In other words, no medical thing can be possible if it does not conform to the Lancet model of the medical universe.

Let us look at the fabrications of another well-known charlatan and misinformer with a medical degree in Latvia - Pēteris Apinis. While he has not been silenced yet (soon the Bordāns/Judins amendments to Section 183.1 of the LSSR Criminal Code "For spreading false fabrications with the aim of undermining the existing order" will be adopted, and then it will be easier to neutralize all of them). Here is the quote:

"There is already a lot of research in the world on the correlation of the severity of the course of Covid-19 with a healthy microbiome (the collection of microorganisms that inhabit our body). And the conclusion is that a good, rich and healthy microbiome may be the reason why people can easily get over Covid-19 without symptoms. More and more doctors around the world are prescribing prebiotics and probiotics to their patients as a preventive measure against Covid-19 (which is why I follow with great interest the recommendations of colleagues to use tea mushroom, sour-milk products, sauerkraut etc. for Covid-19 prophylaxis). A healthy diet rich in prebiotics and probiotics is not a miracle cure, nor is a vaccine that directly protects against Covid-19, but a healthy microbiome indirectly protects the body."

Hahaha. What nonsense! Sauerkraut will protect your body! The old man's completely lost it! He's gone totally crazy! Even Re:Check doesn't debunk this. It's too obviously halfwitted.

But let us now imagine for a moment that sauerkraut does indeed develop a microbiome in the human body that the SARS-CoV-2 virus does not like. Let us just imagine. If the herpes virus does not like the tea mushroom, why shouldn't the causative agent of Covid not like, say, sauerkraut? I would like to stress that I am not talking about sauerkraut in particular, nor about Covid, nor even about Apinis. I am speaking only in general terms, in metaphors.
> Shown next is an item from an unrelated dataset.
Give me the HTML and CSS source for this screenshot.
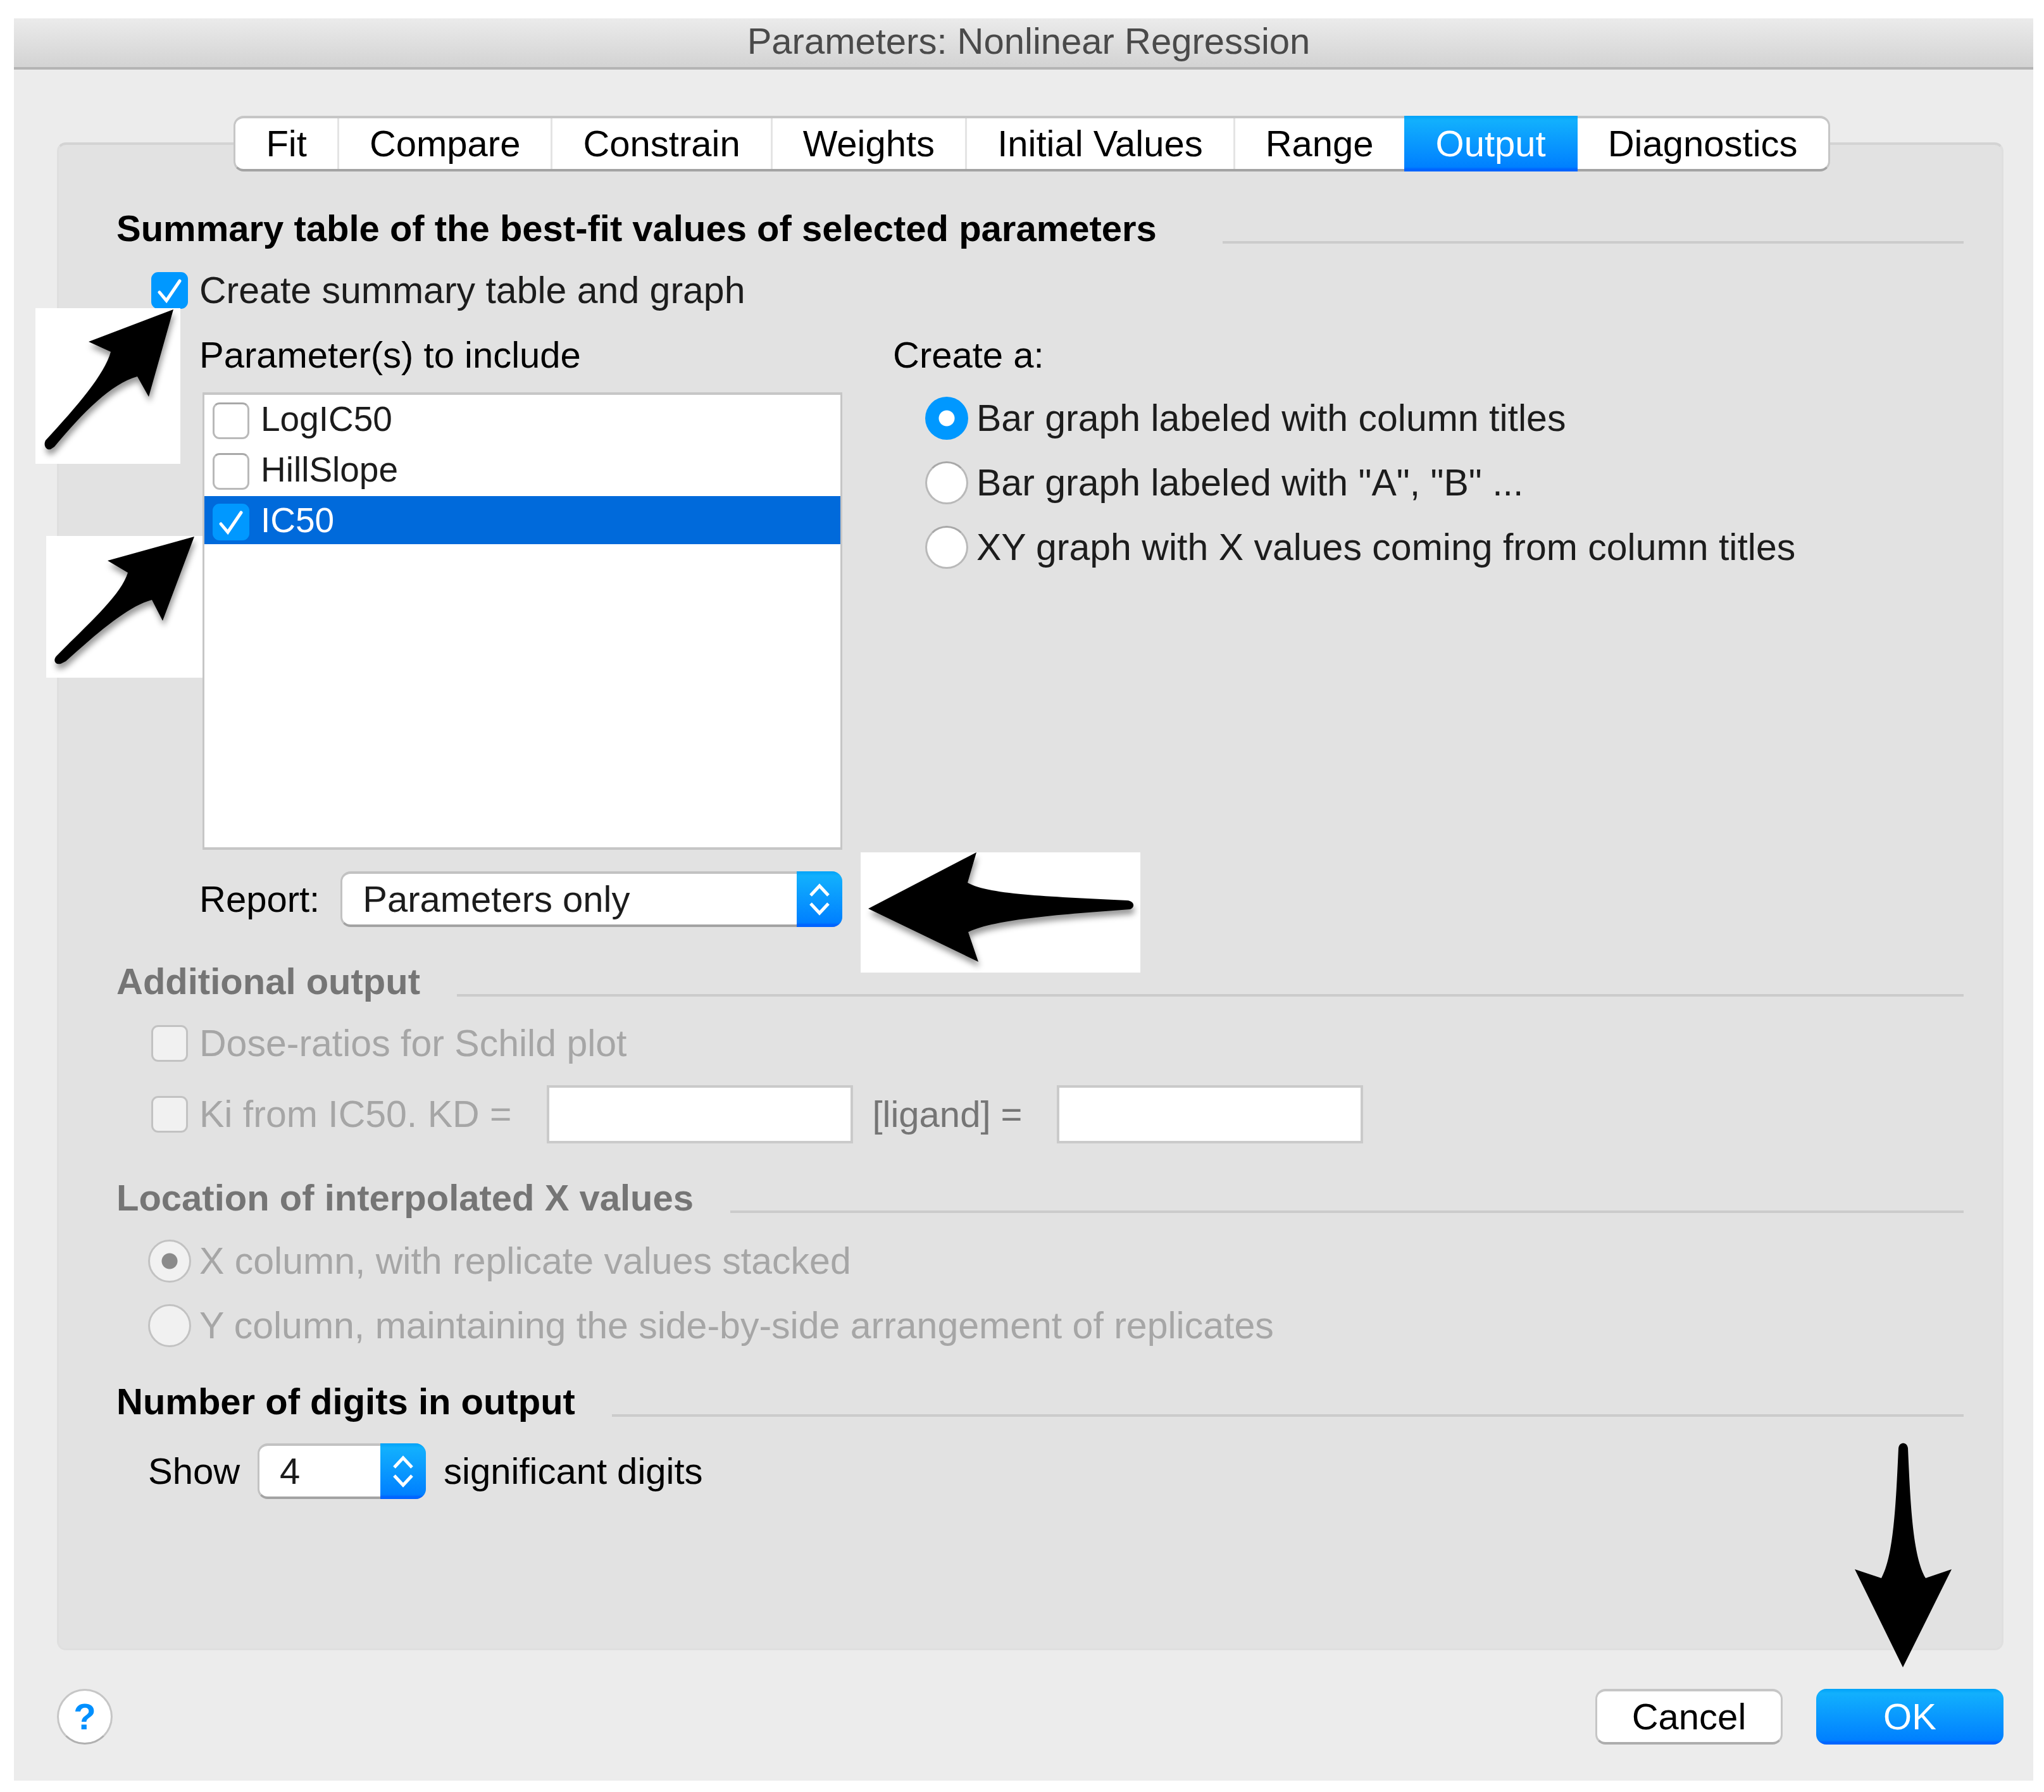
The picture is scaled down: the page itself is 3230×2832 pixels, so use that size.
FILE: index.html
```
<!DOCTYPE html>
<html lang="en">
<head>
<meta charset="UTF-8">
<meta name="viewport" content="width=device-width, initial-scale=1.0">
<title>Parameters: Nonlinear Regression</title>
<link rel="stylesheet" href="styles.css">
</head>
<body>
  <div class="dialog">
    <h1 class="titlebar">Parameters: Nonlinear Regression</h1>
    <form class="content">
      <div class="panel">
        <div class="tabs">
          <button type="button" class="tab">Fit</button>
          <button type="button" class="tab">Compare</button>
          <button type="button" class="tab">Constrain</button>
          <button type="button" class="tab">Weights</button>
          <button type="button" class="tab">Initial Values</button>
          <button type="button" class="tab">Range</button>
          <button type="button" class="tab active">Output</button>
          <button type="button" class="tab">Diagnostics</button>
        </div>

        <section class="group">
          <h2 class="group-title wide">Summary table of the best-fit values of selected parameters</h2>
          <label class="option">
            <span class="box"><input type="checkbox" name="summary" checked><svg class="tick" viewBox="0 0 58 58"><polyline points="13,32 24,45 45,14"/></svg></span>
            Create summary table and graph
          </label>
          <div class="columns">
            <div class="params">
              <div class="caption">Parameter(s) to include</div>
              <div class="list">
                <label class="option"><span class="box"><input type="checkbox" name="logic50"></span>LogIC50</label>
                <label class="option"><span class="box"><input type="checkbox" name="hillslope"></span>HillSlope</label>
                <label class="option selected"><span class="box"><input type="checkbox" name="ic50" checked><svg class="tick" viewBox="0 0 58 58"><polyline points="13,32 24,45 45,14"/></svg></span>IC50</label>
              </div>
              <div class="report">
                <label for="report">Report:</label>
                <span class="select">
                  <select id="report" name="report"><option>Parameters only</option></select>
                  <svg class="stepper" viewBox="0 0 72 88"><path d="M22 38 L36 23 L50 38 M22 51 L36 66 L50 51"/></svg>
                </span>
              </div>
              <svg class="note note-summary" viewBox="0 0 229 246"><path d="M218 2 L84 53 L119 69 C109 105 66 155 16 209 C12 217 17 225 24 223 L30 219 C75 165 120 119 161 108 L179 140 Z"/></svg>
              <svg class="note note-ic50" viewBox="0 0 247 224"><path d="M234 1 L97 39 L129 58 C118 94 68 137 16 190 C10 197 15 204 23 202 L31 198 C80 154 129 111 167 101 L184 134 Z"/></svg>
              <svg class="note note-report" viewBox="0 0 442 190"><path d="M12 89 L183 0 L169 48 C204 68 310 70 421 76 C433 77 434 87 426 90 C320 98 214 105 170 126 L186 173 Z"/></svg>
            </div>
            <div class="graphs">
              <div class="caption">Create a:</div>
              <label class="option"><span class="box"><input type="radio" name="graph" checked></span>Bar graph labeled with column titles</label>
              <label class="option"><span class="box"><input type="radio" name="graph"></span>Bar graph labeled with "A", "B" ...</label>
              <label class="option"><span class="box"><input type="radio" name="graph"></span>XY graph with X values coming from column titles</label>
            </div>
          </div>
        </section>

        <section class="group disabled">
          <h2 class="group-title">Additional output</h2>
          <label class="option"><span class="box"><input type="checkbox" name="schild" disabled></span>Dose-ratios for Schild plot</label>
          <div class="ki-row">
            <label class="option"><span class="box"><input type="checkbox" name="ki" disabled></span>Ki from IC50. KD =</label>
            <input type="text" class="field" name="kd" aria-label="KD" disabled>
            <label class="ligand" for="ligand">[ligand] =</label>
            <input type="text" class="field" id="ligand" name="ligand" disabled>
          </div>
        </section>

        <section class="group disabled">
          <h2 class="group-title">Location of interpolated X values</h2>
          <label class="option"><span class="box"><input type="radio" name="location" checked disabled></span>X column, with replicate values stacked</label>
          <label class="option"><span class="box"><input type="radio" name="location" disabled></span>Y column, maintaining the side-by-side arrangement of replicates</label>
        </section>

        <section class="group">
          <h2 class="group-title">Number of digits in output</h2>
          <div class="digits">
            <label for="digits">Show</label>
            <span class="select small">
              <select id="digits" name="digits"><option>4</option></select>
              <svg class="stepper" viewBox="0 0 72 88"><path d="M22 38 L36 23 L50 38 M22 51 L36 66 L50 51"/></svg>
            </span>
            <span>significant digits</span>
          </div>
        </section>
      </div>

      <div class="footer">
        <button type="button" class="help">?</button>
        <button type="button" class="btn">Cancel</button>
        <div class="ok">
          <button type="submit" class="btn primary">OK</button>
          <svg class="note-ok" viewBox="0 0 154 356"><path d="M69 9 C70 -2 83 -2 84 9 C88 100 92 180 112 214 L153 200 L76 355 L0 200 L42 214 C61 180 65 100 69 9 Z"/></svg>
        </div>
      </div>
    </form>
  </div>
</body>
</html>
```
FILE: styles.css
```
* {
  box-sizing: border-box;
}
body {
  margin: 0;
  padding: 29px 17px 17px 22px;
  background-color: #fff;
  color: #000;
  font-family: "Liberation Sans", Arial, sans-serif;
  font-size: 58px;
  line-height: 64px;
}
h1, h2 {
  margin: 0;
  font-size: 58px;
}
button, input, select {
  margin: 0;
  font: inherit;
  color: inherit;
}
.dialog {
  background-color: #ececec;
}
.titlebar {
  padding: 4px 0 9px 16px;
  border-bottom: 4px solid #b4b4b4;
  background: linear-gradient(#ebebeb, #d3d3d3);
  color: #4a4a4a;
  font-weight: normal;
  text-align: center;
}
.content {
  padding: 115px 47px 57px 68px;
}
.panel {
  display: flex;
  flex-direction: column;
  gap: 54px;
  padding: 0 60px 236px 91px;
  border: 3px solid #dfdfdf;
  border-top: 4px solid #d3d3d3;
  border-radius: 14px;
  background-color: #e2e2e2;
}

/* tabs */
.tabs {
  display: flex;
  align-self: center;
  margin: -46px 26px 4px 0;
  border: 3px solid #c6c6c6;
  border-top-width: 4px;
  border-bottom: 4px solid #a3a3a3;
  border-radius: 16px;
  background-color: #fff;
}
.tab {
  height: 80px;
  padding: 0 48px;
  border: none;
  border-right: 3px solid #e4e4e4;
  background: none;
}
.tab:last-child {
  border-right: none;
}
.tab.active {
  height: 88px;
  margin: -4px 0 -4px -3px;
  padding: 0 50px;
  border: none;
  background: linear-gradient(#00a2f8, #12b0fd 8%, #0080ff 92%, #0064ff 96%);
  color: #fff;
}

/* groups */
.group {
  display: flex;
  flex-direction: column;
  gap: 34px;
}
.group > :not(.group-title) {
  margin-left: 50px;
}
.group-title {
  display: flex;
  align-items: flex-end;
  gap: 58px;
  font-weight: bold;
}
.group-title.wide {
  gap: 104px;
}
.group-title::after {
  content: "";
  flex: 1;
  height: 4px;
  margin-bottom: 8px;
  background-color: #cbcbcb;
}
.disabled .group-title,
.ligand {
  color: #757575;
}
.disabled .option {
  color: #a6a6a6;
}

/* check boxes and radio buttons */
.option {
  display: flex;
  align-items: center;
  gap: 13px;
  color: #1c1c1c;
  font-size: 59px;
}
.box {
  position: relative;
  display: flex;
  justify-content: center;
  width: 68px;
}
input[type="checkbox"],
input[type="radio"] {
  appearance: none;
  width: 58px;
  height: 58px;
  border: 3px solid #b9b9b9;
  border-top-color: #a8a8a8;
  border-radius: 11px;
  background-color: #fff;
}
input[type="radio"] {
  width: 68px;
  height: 68px;
  border-radius: 50%;
}
input[type="checkbox"]:checked {
  border-color: #0098ff;
  background-color: #0098ff;
}
input[type="radio"]:checked {
  border: none;
  background: radial-gradient(circle, #fff 12px, #0098ff 13px);
}
input[type="checkbox"]:disabled,
input[type="radio"]:disabled {
  border: 3px solid #c2c2c2;
  background-color: #f1f1f1;
}
input[type="radio"]:checked:disabled {
  background: radial-gradient(circle, #8a8a8a 12px, #f1f1f1 13px);
}
.tick {
  position: absolute;
  top: 0;
  left: 5px;
  width: 58px;
  height: 58px;
  fill: none;
  stroke: #fff;
  stroke-width: 5;
  stroke-linecap: round;
  pointer-events: none;
}

/* summary table */
.columns {
  display: flex;
  gap: 80px;
  padding: 4px 0 0 81px;
}
.params {
  position: relative;
  width: 1016px;
}
.list {
  display: flex;
  flex-direction: column;
  gap: 4px;
  height: 723px;
  margin: 27px 0 34px 5px;
  border: 3px solid #c6c6c6;
  border-width: 4px 3px;
  background-color: #fff;
}
.list .option {
  height: 76px;
  padding-left: 8px;
  font-size: 55px;
}
.list .box {
  margin-top: 6px;
}
.list .selected {
  background-color: #006adb;
  color: #fff;
}
.report,
.digits {
  display: flex;
  align-items: center;
  gap: 33px;
}
.digits {
  gap: 28px;
}
.graphs {
  display: flex;
  flex-direction: column;
  gap: 34px;
}
.graphs .option {
  margin-left: 51px;
}
.select {
  position: relative;
  flex: 1;
  height: 88px;
}
.select.small {
  flex: none;
  width: 266px;
}
.select select {
  appearance: none;
  width: 100%;
  height: 88px;
  padding: 0 80px 0 32px;
  border: 3px solid #c2c2c2;
  border-top-width: 4px;
  border-bottom: 4px solid #a3a3a3;
  border-radius: 16px;
  background-color: #fff;
  color: #1c1c1c;
}
.stepper {
  position: absolute;
  top: 0;
  right: 0;
  width: 72px;
  height: 88px;
  border-radius: 0 16px 16px 0;
  background: linear-gradient(#00a2f8, #12b0fd 8%, #0080ff 92%, #0064ff 96%);
  fill: none;
  stroke: #fff;
  stroke-width: 5;
  pointer-events: none;
}

/* additional output */
.ki-row {
  display: flex;
  align-items: center;
}
.field {
  width: 484px;
  height: 92px;
  border: 4px solid #cacaca;
  background-color: #fff;
}
.ki-row .option {
  margin-right: 56px;
}
.ligand {
  margin: 0 55px 0 30px;
}

/* footer */
.footer {
  display: flex;
  gap: 53px;
  margin-top: 61px;
}
.help {
  width: 88px;
  height: 88px;
  margin-right: auto;
  padding: 0;
  border: 3px solid #c6c6c6;
  border-bottom-color: #b0b0b0;
  border-radius: 50%;
  background-color: #fff;
  color: #0090ff;
  font-weight: bold;
}
.btn {
  width: 296px;
  height: 88px;
  padding: 0;
  border: 3px solid #c6c6c6;
  border-top-width: 4px;
  border-bottom: 4px solid #adadad;
  border-radius: 16px;
  background-color: #fff;
}
.btn.primary {
  border: none;
  background: linear-gradient(#00a2f8, #12b0fd 8%, #0080ff 92%, #0064ff 96%);
  color: #fff;
}
.ok {
  position: relative;
}

/* arrows drawn over the dialog */
.note {
  position: absolute;
  background-color: #fff;
}
.note path {
  filter: drop-shadow(2px 8px 5px rgba(0,0,0,0.4));
}
.note-summary {
  top: -42px;
  left: -259px;
  width: 229px;
  height: 246px;
}
.note-ic50 {
  top: 318px;
  left: -242px;
  width: 247px;
  height: 224px;
}
.note-report {
  top: 818px;
  left: 1045px;
  width: 442px;
  height: 190px;
}
.note-ok {
  position: absolute;
  right: 81px;
  bottom: 121px;
  width: 154px;
  height: 356px;
}
```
Let us imagine for a moment that sauerkraut helps. But how does this effective remedy get into the medical guidelines? Only after publication in the Lancet. But how to get inside this medical bible? Large, long-term, expensive studies must be carried out with an experimental group, a control group, then repeated again to remove any doubt and avoid any suspicion that regular use of sauerkraut could cause adverse reactions. All right, such studies can be carried out for the benefit of mankind. But who will pay for them? Not Pfizer or any of the other pharmaceutical giants. Why would they need such discoveries? Then perhaps the Dimdiņi farm, as the leading Latvian producer of sauerkraut, will finance this research? In all likelihood, such a discovery would have no chance of seeing the light of day, because it would have been swallowed up by the crowd of educated mockers before anyone even dared to mention the research.

So that there is no misunderstanding, I repeat that I am not talking about sauerkraut and I am not for one moment claiming that sauerkraut, tea mushroom or some deworming remedy helps against Covid. I am talking about new developments in science and about the prejudices that are holding this back. However, since we have mentioned Ivermectin, which people so love to mock, we should not forget that the famous Viagra was also originally intended as a means of regulating the heartbeat.

Returning directly to the Apinis article, I thought the most valuable part of it was another insight that captures the quintessence of the crowd's understanding of vaccination: "I understand the vaccine as a particular segment of RNA in a microliposome, whereas Daniels Pavļuts understands it as a jab in the shoulder."

And that's the whole high and mighty "science".